MALAPASCUA ISLAND, CEBU, THE PHILIPPINES
An adventurous divers paradise
Season: Year round diving
Water Temperature: 25-29°C/77-84°F
Malapascua Island is world renowned as being perhaps the only place that you can expect to reliably see the often elusive and mysterious Thresher Shark. The island itself, which sits just off the northern tip of Cebu in the central Philippines, is a mere two kilometers long and a half kilometre at its widest point, hardly impressive in size compared to the underwater riches that you can find here. The population of about 4000 rely on tourism and boat building. Malapascua is not especially developed and the island only received reliable 24 hour electricity in mid-2010. Divers have only really been venturing to Malapascua for the last fifteen years and it remains well off the beaten track, a small, sleepy and unspoiled island with some marvellous diving right on its doorstep. There are no five star hotels or luxury spas here. Accommodations are small, family run guest houses with a very welcoming charm to them.
The dive sites around Malapascua offer a great variety of topography and biodiversity. Even well traveled divers can hope to discover something new under the water here. You can spend long dives on sandy “muck diving” areas seeking out strange critters, or drift gently along coral gardens, sloping reefs, walls, caves and even wrecks. A number of great sites are a mere five minute boat ride from the shore and for those seeking to go further afield there are regular trips to Gato Island which is around a half hour away. Even further afield is Calanggaman Island which is around an hour and a half away. Some of the areas with the most prolific soft coral will sometimes be subject to currents and periods of reduced visibility due to nutrient rich waters that allow these areas to thrive.
Monad Shoal is perhaps the most famous location to dive off Malapascua. This is what draws the divers in! Here the Thresher Sharks can be seen year round and are often visited by Manta Rays and Hammerhead Sharks too. It is an underwater island on the edge of a 200 metre drop off that also attracts Eagle Rays and Devil Rays. The Thresher Sharks can be skittish so it is vital that you dive carefully when in their presence.
Gato Island often steals the show over Monad Shoal! It is a marine reserve and a seasnake sanctuary where sharks and seahorses, nudibranchs and a plethora of colourful reef fish live in close proximity. Swim-throughs and rock formations add to the wonder and at The Cave you might find Bamboo Sharks, Cat Sharks and Whitetip Reef Sharks as you enter a tunnel running through this underground island. Between them, Nudibranch City and Guardhouse offer the chance to spot critters galore as the name may suggest! Here you can seek out pygmy seahorses, Spanish Dancers and Painted Frogfish and of course a lot of nudibranchs!
Lighthouse is home to the famous ‘Randy Mandy’ dive where as dusk falls, you can expect to see the beautiful and psychedelic Mandarinfish in all their sexual glory! Octopi are regularly spotted here including blue-ringed octopus. At Lapus Lapus and North Point you can get lost amongst the soft corals as you observe Giant Frogfish, commensal shrimp and porcelain crabs.
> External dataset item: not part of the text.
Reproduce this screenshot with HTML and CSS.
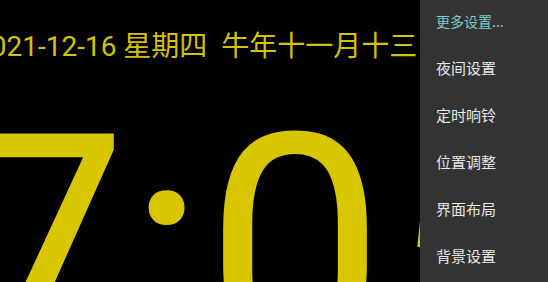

Bantigi is a great muck dive. The sandy bottom at about 12 meters is where you can find all sorts of unusual critters. Mantis shrimp, gobies, frogfish and moray eels all make their homes here as well as large anemones with their famous and unforgettable orange fishy inhabitants! The guides will help you to make the most of this site as they can often point out some remarkable macro life.
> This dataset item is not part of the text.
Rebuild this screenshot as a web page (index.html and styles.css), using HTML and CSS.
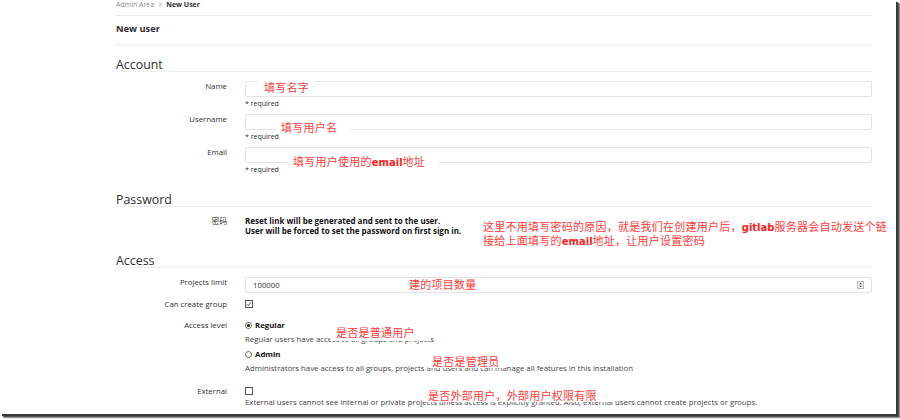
FILE: index.html
```html
<!DOCTYPE html>
<html>
<head>
<meta charset="utf-8">
<link rel="stylesheet" href="styles.css">
</head>
<body>
<div class="frame">
  <div class="content">
    <div class="crumbs"><span class="crumb-link">Admin Area</span><span class="crumb-sep">&gt;</span><span class="crumb-cur">New User</span></div>
    <div class="page-title">New user</div>

    <div class="section-head">Account</div>
    <div class="row row-first">
      <div class="label">Name</div>
      <div class="field"><div class="input"></div><div class="help">* required</div></div>
    </div>
    <div class="row row-next">
      <div class="label">Username</div>
      <div class="field"><div class="input"></div><div class="help">* required</div></div>
    </div>
    <div class="row row-next">
      <div class="label">Email</div>
      <div class="field"><div class="input"></div><div class="help">* required</div></div>
    </div>

    <div class="section-head sec-password">Password</div>
    <div class="row row-pw">
      <div class="label">密码</div>
      <div class="field pw-text"><div>Reset link will be generated and sent to the user.</div><div>User will be forced to set the password on first sign in.</div></div>
    </div>

    <div class="section-head sec-access">Access</div>
    <div class="row row-first">
      <div class="label">Projects limit</div>
      <div class="field"><div class="input input-num"><span class="num">100000</span><span class="spin"><svg width="7" height="8" viewBox="0 0 7 8"><rect x="0.5" y="0.5" width="6" height="7" fill="#f1f1f1" stroke="#bbb"/><path d="M2 3.2 L3.5 1.7 L5 3.2Z M2 4.8 L3.5 6.3 L5 4.8Z" fill="#444"/></svg></span></div></div>
    </div>
    <div class="row row-check">
      <div class="label">Can create group</div>
      <div class="field"><svg class="box" width="8" height="8" viewBox="0 0 8 8"><rect x="0.5" y="0.5" width="7" height="7" fill="#fff" stroke="#555"/><path d="M1.8 4.2 L3.3 5.7 L6.3 2.2" fill="none" stroke="#333" stroke-width="0.9"/></svg></div>
    </div>
    <div class="row row-level">
      <div class="label">Access level</div>
      <div class="field">
        <div class="radio-line"><svg width="7" height="7" viewBox="0 0 7 7"><circle cx="3.5" cy="3.5" r="3" fill="#fff" stroke="#444" stroke-width="0.8"/><circle cx="3.5" cy="3.5" r="1.6" fill="#222"/></svg><b>Regular</b></div>
        <div class="desc">Regular users have access to all groups and projects</div>
        <div class="radio-line radio-admin"><svg width="7" height="7" viewBox="0 0 7 7"><circle cx="3.5" cy="3.5" r="3" fill="#fff" stroke="#444" stroke-width="0.8"/></svg><b>Admin</b></div>
        <div class="desc">Administrators have access to all groups, projects and users and can manage all features in this installation</div>
      </div>
    </div>
    <div class="row row-ext">
      <div class="label">External</div>
      <div class="field">
        <svg class="box" width="8" height="8" viewBox="0 0 8 8"><rect x="0.5" y="0.5" width="7" height="7" fill="#fff" stroke="#555"/></svg>
        <div class="desc">External users cannot see internal or private projects unless access is explicitly granted. Also, external users cannot create projects or groups.</div>
      </div>
    </div>
  </div>

  <div class="note n-name">填写名字</div>
  <div class="note n-user">填写用户名</div>
  <div class="note n-email">填写用户使用的<b>email</b>地址</div>
  <div class="note n-pw">这里不用填写密码的原因，就是我们在创建用户后，<b>gitlab</b>服务器会自动发送个链<br>接给上面填写的<b>email</b>地址，让用户设置密码</div>
  <div class="note n-proj">建的项目数量</div>
  <div class="note n-reg">是否是普通用户</div>
  <div class="note n-admin">是否是管理员</div>
  <div class="note n-ext">是否外部用户，外部用户权限有限</div>
</div>
</body>
</html>
```

FILE: styles.css
```css
html, body {
  margin: 0;
  padding: 0;
  background: #ffffff;
}
body {
  width: 900px;
  height: 420px;
  overflow: hidden;
  font-family: "Open Sans", "Noto Sans", "Noto Sans CJK SC", sans-serif;
  color: #2e2e2e;
}
.frame {
  position: relative;
  width: 896px;
  height: 414px;
  background: #fff;
  box-shadow: 2px 2px 0 #3a3a3a, 3px 3px 1px #555, 4px 4px 1px #999;
}
.content {
  margin-left: 116px;
  width: 756px;
}
.crumbs {
  height: 15px;
  border-bottom: 1px solid #ececec;
  font-size: 7px;
  line-height: 9px;
  color: #8a8a8a;
}
.crumb-sep {
  margin: 0 4px;
  color: #999;
}
.crumb-cur {
  color: #2e2e2e;
  font-weight: 700;
}
.page-title {
  height: 21px;
  padding-top: 7px;
  border-bottom: 1px solid #ececec;
  font-size: 9.3px;
  line-height: 11px;
  font-weight: 700;
  color: #2e2e2e;
}
.section-head {
  padding-top: 13px;
  height: 13px;
  line-height: 14px;
  border-bottom: 1px solid #ececec;
  font-size: 12.4px;
  color: #2e2e2e;
}
.sec-password {
  padding-top: 19px;
}
.sec-access {
  padding-top: 18px;
}
.row {
  display: grid;
  grid-template-columns: 111px 1fr;
  column-gap: 18px;
  font-size: 7.8px;
  line-height: 10px;
}
.row-first { margin-top: 9px; }
.row-next { margin-top: 6px; }
.row-pw { margin-top: 9px; }
.row-check { margin-top: 6px; }
.row-level { margin-top: 11px; }
.row-ext { margin-top: 13px; }
.label {
  text-align: right;
  color: #2e2e2e;
  line-height: 10px;
}
.input {
  box-sizing: border-box;
  height: 16px;
  border: 1px solid #e3e3e3;
  border-radius: 2px;
  background: #fff;
}
.input-num {
  display: flex;
  align-items: center;
  justify-content: space-between;
  padding: 0 7px 0 7px;
}
.num {
  font-size: 7.8px;
  line-height: 10px;
  color: #333;
}
.spin {
  display: flex;
}
.help {
  margin-top: 2px;
  font-size: 7px;
  line-height: 9px;
  color: #2e2e2e;
}
.pw-text {
  font-weight: 700;
  font-size: 8px;
  color: #111;
}
.box {
  display: block;
  margin-top: 1px;
}
.radio-line {
  display: flex;
  align-items: center;
  gap: 3px;
  height: 10px;
}
.radio-line b {
  font-weight: 700;
  color: #111;
}
.radio-admin {
  margin-top: 5px;
}
.desc {
  margin-top: 4px;
  color: #444;
  line-height: 10px;
}
.row-ext .desc {
  margin-top: 2px;
}
.note {
  position: absolute;
  background: #fff;
  color: #ff3b3b;
  font-family: "Noto Sans CJK SC", sans-serif;
  font-size: 11px;
  line-height: 13px;
  letter-spacing: 0.25px;
  white-space: nowrap;
}
.note b {
  font-family: "DejaVu Sans", sans-serif;
  font-weight: 700;
  font-size: 10px;
  letter-spacing: 0;
  color: #ff2020;
}
.n-name { left: 258px; top: 81px; padding: 0 6px; }
.n-user { left: 276px; top: 121px; padding: 0 14px 0 5px; }
.n-email { left: 288px; top: 155px; padding: 0 14px 0 5px; }
.n-pw { left: 483px; top: 220px; line-height: 12px; background: transparent; }
.n-proj { left: 403px; top: 278px; padding: 0 6px; }
.n-reg { left: 330px; top: 326px; padding: 0 16px 2px 6px; }
.n-admin { left: 428px; top: 355px; padding: 0 6px 0 4px; }
.n-ext { left: 422px; top: 389px; padding: 0 16px 0 6px; }
```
Calanggaman Island is the picture postcard desert island, actually chosen from over 7,000 islands to grace the cover of Jens Peters’ ‘The Definitive Philippines Travel Guide’. Calangaman Island has palm trees and a pile of white sand surrounded by crystal clear water and steep walls dropping off into the blue. Visibility is usually good and fish life is plentiful. Drop down the walls which are covered in hard corals and gorgonian fans and inhabited by many varieties of fish. Look for pelagics out in the blue including sharks, rays, tuna and barracuda, or unusual fish like clown triggers on the wall. Dolphins are often seen on the way there or on the way back. Often divers stop on the island for a beach barbeque during a surface interval and overnight stays can also be arranged.
If you were not already enjoying the wonderful variety of diving on offer, there are a small number of wrecks to explore. The wreck at Lighthouse was a Japanese World War II landing craft. It was bombed just before landing with a large shipment of cement destined for a gun emplacement. The wreck is in very shallow water of about 3 meters and is broken up with the hull in two pieces. The ‘rocks’ that you will see are actually bags of cement! Life that you can see around the wreck include yellow-tailed barracuda, hermit crabs, octopus, pipefish, juvenile harlequin sweetlips, and banded sea snakes. Pioneer Wreck is a wreck lovers wreck! Sitting at 42 meters and lying in an upright position, this Japanese World War Two wreck is still in great condition. As you descend you’ll see her guns pointed straight towards you! Sharks, rays and barracuda make this their hang out and only the adventurous diver gets down there!